Advice - need equity loan with low credit score but major equity

8 Replies

Hello BP,

I have a cousin who owns a home in Downtown DC in a very trendy and expensive Neighborhood called the U Street corridor, and he is trying to get a home equity loan for $80000, but his High credit score is only 536. the home has a current mortgage of $550,000 but the property value is estimated at $1.400,000. I was wondering if the community had any suggestions on what type loans he could get with a score so low. I had someone suggest an Alt-A loan, but want to hear from the BP community. The ultimate goal is to pull the money out, and clean up his credit to raise his scores over the next 6 to 12 months, and then refinance again, and get enough out to totally renovate the property into a duplex, so he can live in one unit and rent out the other.

A hard money lender would take this deal.  A bank that specializes in investor rehab loans might if there is a good story to explain the low credit scores.

@Jerry Collins It's possible you could find a lender who would consider this, should his income show enough strength to handle the additional expenses of a home equity line.. If your cousin has a cosigner with better credit, that may also help him access a traditional HELOC

If this is a non owner occupied property currently, it's likely a hard money/bridge lender would consider financing this as well- just expect higher than conventional rates (8-12%) with interest only payments and 1-2 year terms. Usually these lenders will offer 55-65% of appraised value, with a fund controlled release on any renovation work needed to be done. At $1.4M renovated value there seems to be enough equity to help realize your cousins game plan.

He tried to go to one Hard Money Lender in the area, and they didn't want to lend him the money, and he was using his fiance as a co-signer. The thing is she makes over $100,000 a year salary, but her credit is just as bad as his. I just received a copy of his report today, and he just needs to pay off delinquent accounts. I did not think with so much equity in his home he should have to go to a hard money lender, but I think after your comments, that  it might be the only answer in this situation, so I think I will seek out some Hard lenders through BP in our area and see if he can get the money and pay off his debt. Thank you guys for responding to my post.

We regularly see posts asking why conventional lenders don't lend to borrowers who lack the ability or discipline to manage their finances.  They don't lend because they have decades of statistics that show a good portion of these borrowers don't pay their loans back.  Will some people sell their house with the equity to make the mortgage payment?  Yes.  Will all of them?  Absolutely not.  Keep in mind that interest rates are near 5%.  After the lenders cost of funds and administration costs, they are making, let's say 1-2%, profit on the loan.  That leaves very little room for defaults and borrowers with low credit scores have a high historic default rates.

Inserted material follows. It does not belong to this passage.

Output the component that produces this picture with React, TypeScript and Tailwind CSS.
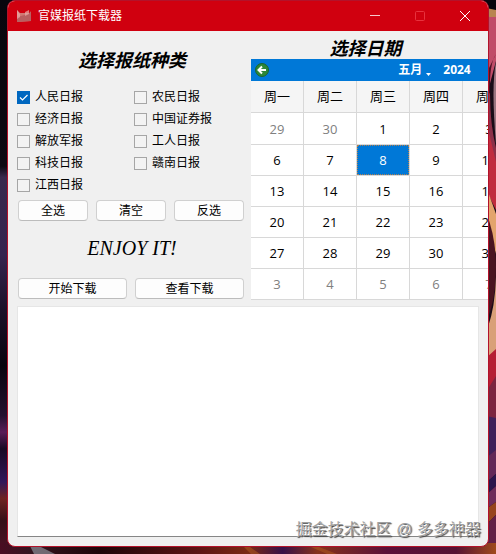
import React, { useState } from 'react';
import { clsx } from 'clsx';

const papers = [
    '人民日报', '农民日报',
    '经济日报', '中国证券报',
    '解放军报', '工人日报',
    '科技日报', '赣南日报',
    '江西日报',
];

const weekdays = ['周一', '周二', '周三', '周四', '周五', '周六', '周日'];
const months = ['一月', '二月', '三月', '四月', '五月', '六月', '七月', '八月', '九月', '十月', '十一月', '十二月'];

const weeks = [
    [29, 30, 1, 2, 3, 4, 5],
    [6, 7, 8, 9, 10, 11, 12],
    [13, 14, 15, 16, 17, 18, 19],
    [20, 21, 22, 23, 24, 25, 26],
    [27, 28, 29, 30, 31, 1, 2],
    [3, 4, 5, 6, 7, 8, 9],
];

const Wallpaper: React.FC = () => (
    <svg className="absolute inset-0 -z-10 h-full w-full" viewBox="0 0 496 554" preserveAspectRatio="none" aria-hidden="true">
        <defs>
            <linearGradient id="left" x1="0" y1="0" x2="0" y2="1">
                <stop offset="0" stopColor="#08060d" />
                <stop offset="0.3" stopColor="#0c0911" />
                <stop offset="0.32" stopColor="#382a4d" />
                <stop offset="0.46" stopColor="#35244f" />
                <stop offset="0.56" stopColor="#1b1028" />
                <stop offset="0.66" stopColor="#08040d" />
                <stop offset="0.75" stopColor="#24102f" />
                <stop offset="0.78" stopColor="#5a1c58" />
                <stop offset="0.81" stopColor="#180a24" />
                <stop offset="0.87" stopColor="#31165a" />
                <stop offset="0.9" stopColor="#6e2220" />
                <stop offset="0.94" stopColor="#351018" />
                <stop offset="1" stopColor="#501026" />
            </linearGradient>
            <linearGradient id="bottom">
                <stop offset="0" stopColor="#4a0d22" />
                <stop offset="0.06" stopColor="#351520" />
                <stop offset="0.2" stopColor="#1d0408" />
                <stop offset="0.4" stopColor="#5c1414" />
                <stop offset="0.5" stopColor="#7a2a14" />
                <stop offset="0.57" stopColor="#371048" />
                <stop offset="0.64" stopColor="#85321c" />
                <stop offset="0.78" stopColor="#5a1038" />
                <stop offset="0.92" stopColor="#551233" />
                <stop offset="1" stopColor="#a04a1c" />
            </linearGradient>
        </defs>
        <path fill="url(#left)" d="M0 0h20v554H0z" />
        <path fill="#08060d" d="M476 0h20v11l-8-3h-12z" />
        <path fill="#b98550" d="M486 8l10 2v9l-10-3z" />
        <path fill="#c04c68" d="M480 17h16v44l-8 30h-8z" />
        <path fill="#4c1024" d="M496 54q-7 10-6 40q0 30 6 54l-8-8V70z" />
        <path fill="#9b7480" d="M496 62q-5 24 0 82z" />
        <path fill="#8c3048" d="M486 88l4 6q0 30 6 54v20l-10-34z" />
        <path fill="#c02c3e" d="M486 120l10 42v48l-10-20z" />
        <path fill="#e3a46c" d="M486 186l10 28v40l-8-28z" />
        <path fill="#4a1420" d="M486 212q10 25 10 55q0 34-10 55z" />
        <path fill="#d9a078" d="M496 277v75l-8 9v-34q7-20 8-50z" />
        <path fill="#b51e34" d="M486 358l10-9v29l-10 22z" />
        <path fill="#7c2440" d="M486 392l10-16v46h-10z" />
        <path fill="#40205a" d="M486 416l10 2v36l-10 5z" />
        <path fill="#632858" d="M486 458l10-8v24l-10 9z" />
        <path fill="#2c154c" d="M486 483l10-9v12l-10 9z" />
        <path fill="#6e2c5a" d="M486 495l10-9v16l-10 7z" />
        <path fill="#97441c" d="M486 509l10-7v13l-10 10z" />
        <path fill="#632046" d="M486 525l10-10v39h-10z" />
        <path fill="url(#bottom)" d="M0 543h496v11H0z" />
        <path fill="#9da3ad" d="M30 546h9l16 8H34z" opacity="0.6" />
        <path fill="#a85520" d="M244 547h6l10 7h-9zM311 547h8l18 7h-10z" opacity="0.6" />
    </svg>
);

const AppIcon: React.FC = () => (
    <svg className="h-4 w-4" viewBox="0 0 16 16" aria-hidden="true">
        <path fill="#d07874" d="M1 2l3 3h10l1-2v10l-14 1z" />
        <path fill="#b85f60" d="M1 9q7-1 14-5v9L1 14z" />
        <path fill="#e9aea8" d="M1 2l3 4v3L1 11zM9 4l4-2v4L9 8z" opacity="0.7" />
    </svg>
);

interface PushButtonProps { children: React.ReactNode; onClick?: () => void }

const PushButton: React.FC<PushButtonProps> = ({ children, onClick }) => (
    <button
        type="button"
        onClick={onClick}
        className="h-[21px] flex-1 rounded border border-[#d0d0d0] border-b-[#bcbcbc] bg-[#fdfdfd] pt-px text-xs leading-none text-black hover:bg-[#e5f1fb]"
    >
        {children}
    </button>
);

const Calendar: React.FC = () => {
    const [selected, setSelected] = useState('1-2');
    const [month, setMonth] = useState('五月');

    return (
        <div className="w-[371px] bg-white">
            <div className="flex h-[22px] items-center justify-between bg-[#0078d7] pl-1 pr-2 text-white">
                <button type="button" aria-label="上个月">
                    <svg className="h-[14px] w-[14px]" viewBox="0 0 14 14">
                        <circle cx="7" cy="7" r="6.5" fill="#2d8736" stroke="#1c6530" />
                        <path d="M11 7H4M7 3.500L3.500 7L7 10.500" fill="none" stroke="#fff" strokeWidth="2" />
                    </svg>
                </button>
                <div className="flex items-center gap-3 text-xs font-bold">
                    <div className="flex items-center">
                        <select
                            aria-label="月份"
                            value={month}
                            onChange={(e) => setMonth(e.target.value)}
                            className="w-7 appearance-none bg-transparent leading-4"
                        >
                            {months.map((m) => <option key={m} className="text-black">{m}</option>)}
                        </select>
                        <svg className="mt-2 h-[3px] w-[5px]" viewBox="0 0 5 3" aria-hidden="true">
                            <path d="M0 0h5L2.500 3z" fill="#fff" />
                        </svg>
                    </div>
                    <button type="button" className="font-['Open_Sans',sans-serif] leading-4">2024</button>
                </div>
                <button type="button" aria-label="下个月">
                    <svg className="h-[14px] w-[14px]" viewBox="0 0 14 14">
                        <circle cx="7" cy="7" r="6.5" fill="#2d8736" stroke="#1c6530" />
                        <path d="M3 7h7M7 3.500L10.500 7L7 10.500" fill="none" stroke="#fff" strokeWidth="2" />
                    </svg>
                </button>
            </div>
            <table className="w-full table-fixed border-separate border-spacing-0 text-center text-[13px] leading-5">
                <thead>
                    <tr className="h-8 bg-[#f5f5f5]">
                        {weekdays.map((day) => (
                            <th key={day} scope="col" className="border-r border-b border-[#d8d8d8] p-0 font-normal">{day}</th>
                        ))}
                    </tr>
                </thead>
                <tbody className="font-['Open_Sans',sans-serif]">
                    {weeks.map((week, row) => (
                        <tr key={row}>
                            {week.map((day, col) => {
                                const id = `${row}-${col}`;
                                const outside = (row === 0 && day > 7) || (row > 3 && day < 10);
                                return (
                                    <td key={id} className="border-r border-b border-[#d8d8d8] p-0">
                                        <button
                                            type="button"
                                            onClick={() => setSelected(id)}
                                            className={clsx(
                                                'block w-full',
                                                row === 0 ? 'h-[31px]' : 'h-[30px]',
                                                id === selected ? 'border border-dotted border-[#b08050] bg-[#0078d7] text-white'
                                                    : outside ? 'text-[#808080]'
                                                        : col > 4 ? 'text-[#ff0000]' : 'text-black',
                                            )}
                                        >
                                            {day}
                                        </button>
                                    </td>
                                );
                            })}
                        </tr>
                    ))}
                </tbody>
            </table>
        </div>
    );
};

const App: React.FC = () => {
    const [checked, setChecked] = useState<string[]>(['人民日报']);

    const toggle = (name: string) => {
        setChecked(checked.includes(name) ? checked.filter((p) => p !== name) : [...checked, name]);
    };

    return (
        <div className="relative isolate flex min-h-screen flex-col bg-[#1a0c18] px-[7px] pb-[7px] font-['Liberation_Sans','Noto_Sans_CJK_SC',sans-serif] text-black">
            <Wallpaper />
            <main className="flex flex-1 flex-col overflow-hidden rounded-lg border border-[#b3122a] bg-[#f0f0f0]">
                <header className="flex h-[30px] shrink-0 items-center bg-[#d0000f] pl-2 text-white">
                    <AppIcon />
                    <h1 className="ml-[6px] flex-1 text-xs">官媒报纸下载器</h1>
                    <div className="flex">
                        <button type="button" aria-label="最小化" className="flex w-[45px] justify-center">
                            <svg className="h-[10px] w-[10px]" viewBox="0 0 10 10"><path d="M0 4.500h10" stroke="#f8c8cc" /></svg>
                        </button>
                        <button type="button" aria-label="最大化" disabled className="flex w-[45px] justify-center">
                            <svg className="h-[10px] w-[10px]" viewBox="0 0 10 10">
                                <rect x="0.500" y="0.500" width="9" height="9" rx="1" fill="none" stroke="#e8323e" />
                            </svg>
                        </button>
                        <button type="button" aria-label="关闭" className="flex w-[46px] justify-center">
                            <svg className="h-[10px] w-[10px]" viewBox="0 0 10 10"><path d="M0 0l10 10M10 0L0 10" stroke="#fff" /></svg>
                        </button>
                    </div>
                </header>

                <div className="flex pl-[9px]">
                    <section className="w-[234px] shrink-0">
                        <h2 className="flex h-[55px] items-center justify-center pr-1 pt-1 text-lg font-bold italic">选择报纸种类</h2>
                        <div className="grid grid-cols-2">
                            {papers.map((name) => (
                                <label key={name} className="flex h-[22px] items-center gap-[5px] text-xs">
                                    <span className="relative flex">
                                        <input
                                            type="checkbox"
                                            checked={checked.includes(name)}
                                            onChange={() => toggle(name)}
                                            className="peer h-[13px] w-[13px] appearance-none border border-[#a6a6a6] bg-[#f3f3f3] checked:border-[#0067c0] checked:bg-[#0067c0]"
                                        />
                                        <svg className="pointer-events-none absolute inset-0 hidden h-[13px] w-[13px] peer-checked:block" viewBox="0 0 13 13">
                                            <path d="M3 6.500L5.500 9L10.500 4" fill="none" stroke="#fff" strokeWidth="1.200" />
                                        </svg>
                                    </span>
                                    {name}
                                </label>
                            ))}
                        </div>
                        <div className="mt-1 flex gap-2 pl-px pr-[7px]">
                            <PushButton onClick={() => setChecked(papers)}>全选</PushButton>
                            <PushButton onClick={() => setChecked([])}>清空</PushButton>
                            <PushButton onClick={() => setChecked(papers.filter((p) => !checked.includes(p)))}>反选</PushButton>
                        </div>
                        <p className="flex h-[57px] items-center justify-center pr-1 pb-1 font-['Liberation_Serif',serif] text-xl italic">
                            ENJOY IT!
                        </p>
                        <div className="flex gap-2 pl-px pr-[7px]">
                            <PushButton>开始下载</PushButton>
                            <PushButton>查看下载</PushButton>
                        </div>
                    </section>

                    <section className="min-w-0 flex-1 overflow-hidden">
                        <h2 className="h-7 pr-2 pt-2 text-center text-lg leading-5 font-bold italic">选择日期</h2>
                        <Calendar />
                    </section>
                </div>

                <div className="relative flex flex-1 flex-col px-[9px] pt-[6px] pb-[9px]">
                    <textarea
                        aria-label="下载日志"
                        readOnly
                        className="min-h-40 w-full flex-1 resize-none border border-[#e6e6e6] border-b-[#868686] bg-white p-1 text-xs outline-none"
                    />
                    <p className="absolute right-[7px] bottom-1 text-base leading-6 text-[#a0a0a0] [text-shadow:-1px_-1px_0_#fff,1px_1px_1px_#444]">
                        掘金技术社区 @ 多多神器
                    </p>
                </div>
            </main>
        </div>
    );
};

export default App;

And having a co-signer with poor credit is just silly and it builds the case against lending.  So does owning a $1.4M home but having credit challenges.  We're missing part of the story.

Sorry for the tough love but lenders are in the business to make money and lending to borrowers with bad credit is a losing proposition for all parties...the lender, the borrower, and the general public.

If he is living in it HML generally will not make owner occ loans because of licensing and dodd frank issues. and then your conventional lenders number one thing is fico.

this is a friends and family loan.. you need to loan him the money.. you take the risk.

but generally speaking to have both parties with crappy credit unless its a health issue.. is simply an indication of someone with challenges prioritizing the realities of life..

@Jerry Collins I will have to agree with @Mike Dymski . There is a reason why lenders don't lend to borrowers who either lack the ability or have exhibited a lack of discipline in managing their finances. Simply put, they are in the business of avoiding non-performing loans. 

There are more studies out there than you and I care to go over that shows low credit scores being directly correlated with a lack of ability to pay back debt. Obviously, it does not apply in all cases it does in most. Lenders are in the business of avoiding silly mistakes especially in the aftermath of the 2008 crisis. 

Plus, why would you anyone have a co-signer with a poor credit? It just ensures that even more lenders will avoid making this loan. 

Thanks for all the love, tough and all. I totally agree with everyone, that making a loan to someone with really poor credit is just crazy, but let me clear up something for @mike Dymski. The home is one he grew up in,  and was turned over to him by his mother after she fell ill, so it is at that value because of the development in the area. I also agree totally with @Omar Kahn because I was one of the many that lost money during the 2008 crisis. I didn't expect an easy solution when he came to me and asked for assistance, followed by that copy of his credit report, that's why I presented it here on the forum to get some feedback and any creative ideas. I appreciate you all for taking the time to respond.